The Four Stroke Engine Cycle

Four-stroke engines are the most common engine type in use in the general aviation industry. In this tutorial we will examine the four-stroke cycle in detail.
Andrew Wood | 28 September 2022
Four-stroke engines are the most common engine type in use in the general aviation industry. In this tutorial we will examine the four-stroke cycle in detail.

Most internal combustion engines work on one of two principles of operation: a two-stroke cycle or a four-stroke cycle. Four-stroke engines are the predominant type seen in general aviation and form the topic of this post.

Piston Engine Cycles

Piston engines are classified according to the number of distinct steps that the engine performs in one complete engine cycle. Two-stroke engines complete a cycle in one revolution of the crankshaft with two movements; an up and down stroke of the piston which incorporates intake, compression, combustion and exhaust. Two stroke engines are common on microlights and some smaller ultralight aircraft, as these engines have a lower part count making them simpler to operate and cheaper to procure and maintain.

Four-stroke engines are the most common engine type in use in the general aviation industry and it is this engine type that we will study further. A four-stroke engine takes two crankshaft revolutions to complete one engine cycle with the piston moving through 180° to complete each step in the cycle. A four-stroke cycle includes an intake and compression step (one crankshaft revolution) and a power and exhaust step (one crankshaft revolution).

Cycle Nomenclature

There are a number of definitions that should be well understood before continuing with the details of the four-stroke cycle. Refer to the image below and the definitions underneath the image.

bore-stroke-definition
Figure 1: The bore and stroke of a piston moving in a cylinder

Top Dead Center (TDC) – this refers to the position of the piston when it is at the top of its travel. The piston is situated near the top of the cylinder head and the crankpin is at its uppermost position.

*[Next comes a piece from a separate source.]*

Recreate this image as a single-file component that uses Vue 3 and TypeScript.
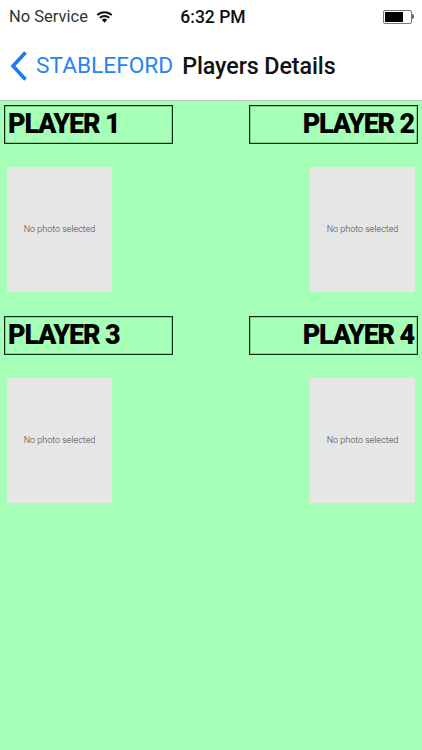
<script setup lang="ts">
interface Player { name: string; side: 'left' | 'right' }
const players: Player[] = [
  { name: 'PLAYER 1', side: 'left' },
  { name: 'PLAYER 2', side: 'right' },
  { name: 'PLAYER 3', side: 'left' },
  { name: 'PLAYER 4', side: 'right' },
]
</script>

<template>
  <div class="screen">
    <header class="top">
      <div class="status">
        <div class="status-left">
          <span>No Service</span>
          <svg class="wifi" width="17" height="13" viewBox="0 0 17 13">
            <path d="M0.6 4.4a11.4 11.4 0 0 1 15.8 0l-1.3 1.4a9.5 9.5 0 0 0-13.2 0z" fill="#111"/>
            <path d="M3.2 7.1a7.7 7.7 0 0 1 10.6 0l-1.3 1.4a5.8 5.8 0 0 0-8 0z" fill="#111"/>
            <path d="M5.8 9.8a4 4 0 0 1 5.4 0L8.5 12.7z" fill="#111"/>
          </svg>
        </div>
        <span class="time">6:32 PM</span>
        <div class="battery">
          <div class="battery-body"><div class="battery-fill"></div></div>
          <div class="battery-tip"></div>
        </div>
      </div>
      <nav class="nav">
        <svg class="chevron" width="18" height="32" viewBox="0 0 18 32">
          <path d="M15.5 2.5 3 16l12.5 13.5" fill="none" stroke="#1a7cf0" stroke-width="3.6"/>
        </svg>
        <span class="back">STABLEFORD</span>
        <span class="title">Players Details</span>
      </nav>
    </header>
    <main class="grid">
      <section v-for="p in players" :key="p.name" class="player" :class="p.side">
        <div class="name">{{ p.name }}</div>
        <div class="photo"><span>No photo selected</span></div>
      </section>
    </main>
  </div>
</template>

<style>
html, body { margin: 0; padding: 0; }
</style>

<style scoped>
.screen {
  width: 422px;
  height: 750px;
  background: #a6ffb6;
  display: flex;
  flex-direction: column;
  overflow: hidden;
  font-family: "Roboto", "Liberation Sans", sans-serif;
}
.top {
  height: 100px;
  background: #fff;
  border-bottom: 1px solid #b4c4b6;
  display: flex;
  flex-direction: column;
  flex-shrink: 0;
}
.status {
  height: 33px;
  padding: 0 8px 0 9px;
  display: grid;
  grid-template-columns: 1fr auto 1fr;
  align-items: center;
  font-size: 16.5px;
  color: #333;
}
.status-left { display: flex; align-items: center; gap: 8px; }
.wifi { display: block; }
.time { color: #111; font-size: 17.5px; font-weight: 500; padding-left: 3px; }
.battery { display: flex; align-items: center; justify-self: end; }
.battery-body {
  width: 29px;
  height: 14px;
  box-sizing: border-box;
  border: 1px solid #777;
  border-radius: 2px;
  padding: 1px;
}
.battery-fill { width: 18px; height: 100%; background: #000; }
.battery-tip { width: 2px; height: 5px; background: #666; border-radius: 0 2px 2px 0; }
.nav {
  flex: 1;
  display: flex;
  align-items: center;
  padding: 0 0 1px 10px;
  margin-top: -1px;
}
.chevron { display: block; margin-right: 8px; }
.back { color: #2a84ee; font-size: 22.7px; margin-right: 9px; }
.title { color: #111; font-size: 23.3px; font-weight: 500; letter-spacing: -0.1px; }
.grid {
  display: grid;
  grid-template-columns: 1fr 1fr;
  row-gap: 24px;
  padding: 4px 4px 0;
}
.player { display: flex; flex-direction: column; }
.player.left { align-items: flex-start; }
.player.right { align-items: flex-end; }
.name {
  width: 169px;
  height: 39px;
  box-sizing: border-box;
  border: 1px solid #0e2a17;
  box-shadow: inset 0 0 0 1px rgba(20, 60, 32, 0.25);
  padding: 0 3px 0 3px;
  font-size: 27px;
  font-weight: 900;
  line-height: 37px;
  letter-spacing: -1.2px;
  color: #000;
}
.player.right .name { text-align: right; }
.photo {
  width: 105px;
  height: 125px;
  margin: 23px 3px 0;
  padding-bottom: 2px;
  box-sizing: border-box;
  background: #e6e6e6;
  display: flex;
  align-items: center;
  justify-content: center;
  font-size: 9px;
  font-weight: 300;
  color: #444;
  white-space: nowrap;
}
</style>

Bottom Dead Center (BDC) – this refers to the point in the cycle where the piston is at the bottom of its travel and the crankpin is at its lowest position.

Stroke – the stroke of the engine is the reciprocating distance that the piston moves in the cylinder from BDC to TDC.

Bore – this refers to the inside diameter of the cylinder.

Compression Ratio – the volume of the space in the cylinder can be determined with the piston at BDC and at TDC. The ratio between the two give the compression ratio. As an example, an engine with a compression ratio equal to 9 has a volume in the cylinder nine times greater with the piston at BDC than at TDC.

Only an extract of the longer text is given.